I recently came across the quote: ‘Try again. Fail again. Fail better.’ – coined by playwright Samuel Beckett, father of the ‘Theater of the Absurd’ and used by local Maker Workshop, Leonardo’s Basement on all of their promotional materials. This is speaking to me after coming down off of a lot of momentum, a lot of feedback and, now laid out before me, a lot of revision ahead. August is a challenging time to stay motivated. Having spent most of the summer in production mode, I’m feeling the need to step back and reassess process before going forward.
Trying out a new method of constructing pin backs and stitching fiber to metal.
Fall means more work ahead of the Holidays, taking time to put up the garden’s bounty, and smelling the seasonal change in the air.

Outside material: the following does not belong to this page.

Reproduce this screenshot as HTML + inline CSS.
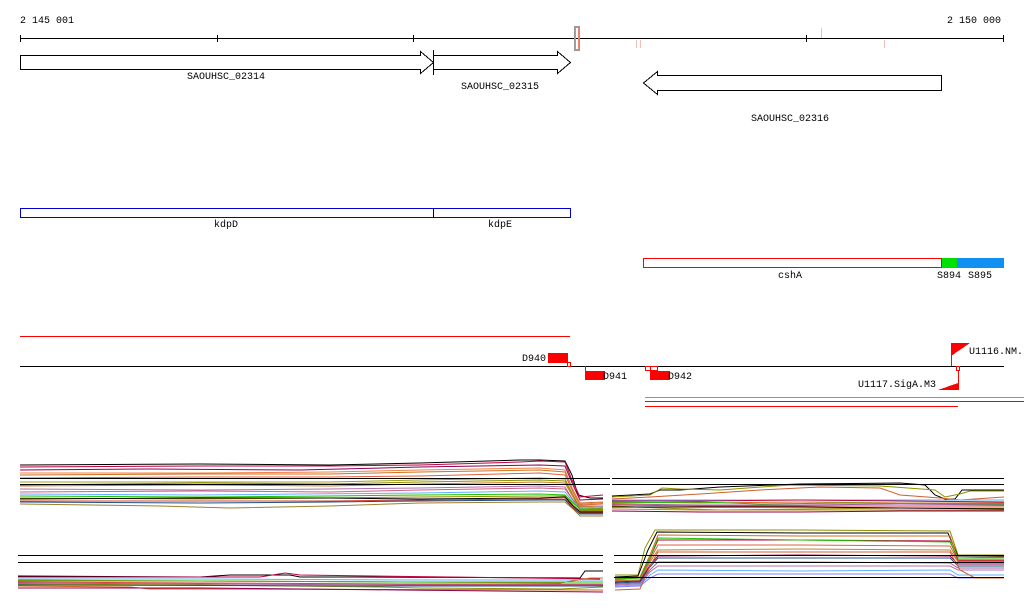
<!DOCTYPE html>
<html><head><meta charset="utf-8"><style>
body{margin:0;background:#fff;width:1024px;height:611px;overflow:hidden}
svg{display:block}
text{font-family:"Liberation Mono","DejaVu Sans Mono",monospace;font-size:10px;fill:#000}
</style></head><body>
<svg width="1024" height="611" viewBox="0 0 1024 611" xmlns="http://www.w3.org/2000/svg" shape-rendering="crispEdges">
<text x="20" y="23">2 145 001</text>
<text x="1001" y="23" text-anchor="end">2 150 000</text>
<line x1="20" y1="38.5" x2="1004" y2="38.5" stroke="#000"/>
<g stroke="#000"><line x1="20.5" y1="35" x2="20.5" y2="42"/><line x1="217.5" y1="35" x2="217.5" y2="42"/><line x1="413.5" y1="35" x2="413.5" y2="42"/><line x1="806.5" y1="35" x2="806.5" y2="42"/><line x1="1003.5" y1="35" x2="1003.5" y2="42"/></g>
<rect x="574.5" y="26.5" width="5" height="24" fill="none" stroke="#999"/>
<rect x="575.5" y="27.5" width="3" height="22" fill="none" stroke="#f08070"/>
<g stroke="#f0c0b8"><line x1="636.5" y1="40" x2="636.5" y2="48"/><line x1="640.5" y1="40" x2="640.5" y2="48"/><line x1="821.5" y1="28" x2="821.5" y2="38"/><line x1="884.5" y1="40" x2="884.5" y2="48"/></g>
<g fill="none" stroke="#000">
<path d="M20.5 55.5H420.5V51.5L433.5 62.5L420.5 73.5V69.5H20.5Z"/>
<path d="M433.5 55.5H557.5V51.5L570.5 62.5L557.5 73.5V69.5H433.5Z"/>
<line x1="433.5" y1="50" x2="433.5" y2="75"/>
<path d="M941.5 75.5H657.5V71.5L643.5 83L657.5 94.5V90.5H941.5Z"/>
</g>
<text x="226" y="79" text-anchor="middle">SAOUHSC_02314</text>
<text x="500" y="89" text-anchor="middle">SAOUHSC_02315</text>
<text x="790" y="121" text-anchor="middle">SAOUHSC_02316</text>
<rect x="20.5" y="208.5" width="550" height="9" fill="none" stroke="#00c"/>
<line x1="433.5" y1="208" x2="433.5" y2="218" stroke="#000"/>
<text x="226" y="227" text-anchor="middle">kdpD</text>
<text x="500" y="227" text-anchor="middle">kdpE</text>
<rect x="643.5" y="258.5" width="298" height="9" fill="none" stroke="#f00"/>
<rect x="942" y="258" width="15" height="10" fill="#00e000"/>
<rect x="957" y="258" width="47" height="10" fill="#1090f0"/>
<text x="790" y="278" text-anchor="middle">cshA</text>
<text x="949" y="278" text-anchor="middle">S894</text>
<text x="980" y="278" text-anchor="middle">S895</text>
<line x1="20" y1="336.5" x2="570" y2="336.5" stroke="#f00"/>
<line x1="20" y1="366.5" x2="1004" y2="366.5" stroke="#000"/>
<rect x="548" y="353" width="20" height="10" fill="#f00"/>
<rect x="567.5" y="362.5" width="3" height="4" fill="none" stroke="#f00"/>
<text x="522" y="361">D940</text>
<line x1="585.5" y1="366" x2="585.5" y2="380" stroke="#f00"/>
<rect x="585" y="371" width="20" height="9" fill="#f00"/>
<text x="603" y="379">D941</text>
<rect x="645.5" y="366.5" width="5" height="4" fill="none" stroke="#f00"/>
<rect x="650.5" y="366.5" width="7" height="4" fill="none" stroke="#f00"/>
<rect x="650" y="371" width="20" height="9" fill="#f00"/>
<text x="668" y="379">D942</text>
<line x1="951.5" y1="343" x2="951.5" y2="366" stroke="#f00"/>
<path d="M951 343H970L951 356Z" fill="#f00"/>
<text x="969" y="354">U1116.NM.</text>
<rect x="956.5" y="366.5" width="3" height="4" fill="none" stroke="#f00"/>
<line x1="958.5" y1="370" x2="958.5" y2="390" stroke="#f00"/>
<path d="M958 383V390H938Z" fill="#f00"/>
<text x="858" y="387">U1117.SigA.M3</text>
<line x1="645" y1="397.5" x2="1024" y2="397.5" stroke="#20e020"/>
<line x1="645" y1="401.5" x2="1024" y2="401.5" stroke="#f00"/>
<line x1="645" y1="406.5" x2="958" y2="406.5" stroke="#f00"/>

<g fill="none" stroke-width="1" shape-rendering="auto">
<!-- top-left traces -->
<polyline stroke="#000" points="20,465 200,464 330,465 420,463 520,460 540,460 565,461 572,475 578,495 590,498 603,498"/>
<polyline stroke="#c00040" points="20,467 200,466 330,466 420,465 520,462 540,461 565,462 572,480 580,497 603,495"/>
<polyline stroke="#8b0050" points="20,470 150,469 300,470 420,467 540,465 565,466 573,485 580,500 603,499"/>
<polyline stroke="#d07020" points="20,475 200,474 330,474 420,472 540,470 565,472 573,490 580,503 603,502"/>
<polyline stroke="#e06040" points="20,478 200,477 330,477 420,476 540,473 565,475 573,492 580,505 603,504"/>
<polyline stroke="#a0a020" points="20,482 200,482 330,482 420,480 540,478 565,479 573,495 580,507 603,506"/>
<polyline stroke="#c08030" points="20,486 200,485 330,486 420,484 540,482 565,483 573,497 580,509 603,508"/>
<polyline stroke="#b070b0" points="20,489 200,490 330,489 420,488 540,486 565,487 573,500 580,510 603,509"/>
<polyline stroke="#d06080" points="20,492 200,491 330,492 420,490 540,488 565,489 573,500 580,506 603,506"/>
<polyline stroke="#60b0ff" points="20,494 200,495 300,494 420,493 540,491 565,492 573,502 580,508 603,507"/>
<polyline stroke="#20c000" points="20,496 200,497 330,496 420,495 540,494 565,495 573,503 580,509 603,509"/>
<polyline stroke="#909000" points="20,498 200,499 330,498 420,497 540,496 565,496 573,505 580,511 603,511"/>
<polyline stroke="#000" points="20,499 200,498 330,498 420,499 540,498 565,497 573,506 580,512 603,512"/>
<polyline stroke="#d04030" points="20,501 200,501 330,501 420,500 540,499 565,499 573,507 580,513 603,513"/>
<polyline stroke="#205080" points="20,502 200,503 330,502 420,501 540,500 565,500 573,508 580,514 603,514"/>
<polyline stroke="#a08030" points="20,504 160,506 230,508 330,506 420,503 540,502 565,502 573,509 580,516 603,516"/>
<polyline stroke="#f08040" points="20,473 200,473 330,472 420,470 540,468 565,470 573,490 580,504 603,503"/>
<polyline stroke="#909000" points="20,485 200,483 330,484 420,482 540,480 565,481 573,495 580,510 603,510"/>
<!-- top-right -->
<polyline stroke="#000" points="612,496 650,494 660,490 680,490 720,487 800,484 900,483 925,485 935,495 945,499 955,499 962,490 1004,490"/>
<polyline stroke="#909000" points="612,497 650,495 662,488 680,489 720,490 790,485 880,486 935,490 945,497 960,494 970,491 1004,491"/>
<polyline stroke="#d06030" points="612,499 650,497 700,494 760,490 820,487 880,488 900,495 940,498 960,500 1004,497"/>
<polyline stroke="#60b0ff" points="612,500 1004,500"/>
<polyline stroke="#c00040" points="612,501 700,501 800,500 900,501 1004,502"/>
<polyline stroke="#d07020" points="612,502 700,503 800,502 900,503 1004,503"/>
<polyline stroke="#20c000" points="612,503 700,502 760,504 850,503 930,504 1004,504"/>
<polyline stroke="#a060a0" points="612,504 700,505 800,505 900,504 1004,505"/>
<polyline stroke="#e04040" points="612,505 700,506 800,506 900,506 1004,506"/>
<polyline stroke="#909000" points="612,506 660,508 720,510 800,509 900,508 1004,508"/>
<polyline stroke="#000" points="612,507 700,507 800,507 900,508 1004,509"/>
<polyline stroke="#c08030" points="612,509 700,510 800,510 900,510 1004,510"/>
<polyline stroke="#8b0050" points="612,511 700,512 800,512 900,511 1004,511"/>
<!-- bottom-left -->
<polyline stroke="#000" points="18,576 200,577 230,575 290,575 300,577 360,577 580,578 585,571 603,571"/>
<polyline stroke="#c00040" points="18,577 260,577 285,573 300,575 600,579"/>
<polyline stroke="#60b0ff" points="18,579 200,579 400,580 603,580"/>
<polyline stroke="#d07020" points="18,580 200,581 400,582 560,583 590,578 603,578"/>
<polyline stroke="#20c000" points="18,581 200,581 400,582 603,582"/>
<polyline stroke="#e04040" points="18,582 200,583 400,584 603,584"/>
<polyline stroke="#a060a0" points="18,583 200,584 400,585 603,585"/>
<polyline stroke="#909000" points="18,584 200,585 380,587 420,588 560,589 603,587"/>
<polyline stroke="#d06030" points="18,586 130,587 150,589 180,589 603,590"/>
<polyline stroke="#205080" points="18,585 400,586 603,586"/>
<polyline stroke="#8b0050" points="18,588 200,588 400,590 603,592"/>
<!-- bottom-right -->
<polyline stroke="#909000" points="615,575 638,575 645,548 655,530 700,530 800,530 950,531 958,555 1004,555"/>
<polyline stroke="#000" points="615,577 638,576 648,550 657,532 800,533 948,533 958,556 1004,556"/>
<polyline stroke="#d07020" points="615,578 640,577 650,555 658,535 800,536 950,536 958,558 1004,557"/>
<polyline stroke="#c00040" points="615,579 640,578 650,558 658,540 800,540 950,541 958,560 1004,560"/>
<polyline stroke="#20c000" points="615,579 640,578 650,558 658,538 800,540 950,542 958,558 1004,558"/>
<polyline stroke="#e06040" points="615,580 640,580 650,560 658,545 800,545 950,546 958,561 1004,561"/>
<polyline stroke="#c08030" points="615,581 640,580 650,562 658,550 800,549 950,550 958,562 1004,562"/>
<polyline stroke="#8b0050" points="615,582 640,581 650,565 658,556 800,555 950,556 958,564 1004,564"/>
<polyline stroke="#205080" points="615,583 640,582 650,567 658,558 800,558 950,558 958,566 1004,566"/>
<polyline stroke="#a060a0" points="615,584 640,583 650,570 658,562 800,562 950,563 958,568 1004,568"/>
<polyline stroke="#b070b0" points="615,585 640,584 650,572 658,566 800,566 950,566 958,570 1004,570"/>
<polyline stroke="#60b0ff" points="615,586 640,585 650,575 658,570 800,571 950,570 958,575 1004,575"/>
<polyline stroke="#8080ff" points="615,587 640,586 650,578 658,574 800,574 950,574 958,578 1004,578"/>
<polyline stroke="#d06030" points="615,590 640,589 650,566 658,552 800,552 950,552 960,570 975,578 1004,578"/>
</g>
<g stroke="#000">
<line x1="20" y1="478.5" x2="610" y2="478.5"/><line x1="20" y1="484.5" x2="610" y2="484.5"/>
<line x1="612" y1="478.5" x2="1004" y2="478.5"/><line x1="612" y1="484.5" x2="1004" y2="484.5"/>
<line x1="18" y1="555.5" x2="603" y2="555.5"/><line x1="18" y1="562.5" x2="603" y2="562.5"/>
<line x1="614" y1="555.5" x2="1004" y2="555.5"/><line x1="614" y1="562.5" x2="1004" y2="562.5"/><line x1="614" y1="577.5" x2="1004" y2="577.5"/>
</g>
</svg>
</body></html>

Taking time to celebrate deep summer, hear the crickets sing, and ready oneself for the onslaught of Winter. I got what I came for, gained some traction, earned a stripe, and now I’m pausing for breath before putting my head back down and pressing forward into the cool shelter of the next thing. Sometimes the pursuit itself is an escape, maybe that’s what I’m ultimately in it for – to give myself a carrot, a deadline to hold out in front that beckons ever onward.
More tiny brooches, still learning about creating tension and closure.
If true, then I am the carrot, the stick and the donkey. Where are we going? We don’t know, but hope it will be worth it. How will we know when we’ve arrived? I expect and look for positive ping-backs from the universe that indicate that I’m on the right path. But in the mean time, I’m here to explore and taste all the delicacies that come by my table. To cook a few up to be served to others, exchange recipes, break bread together. I love the relationships I make more than anything. Fellow pilgrims along a long road to the perfection of creative expression, we trade in stories and compliments, recommendations and cautionary tales. It seems like an open secret, the friends you make and things you see on ‘The (art fair) Circuit’.
Mobile work stations; always toggling between the basement, garage workshop and the kitchen table!
If I ever feel like I’m failing at this trip, it’s usually because I’m comparing myself to someone else’s work or progress. While it’s useful to do this with isolated elements, looking at the whole shebang that way is a recipe for tearing down your work. I’m worthy of whatever praise I can garner, but it’s me against me, not me against you. So, I’m off to listen to Shannon and the Clams and get back to it, however absurd the outcome. Wanna come with? It’ll be fun!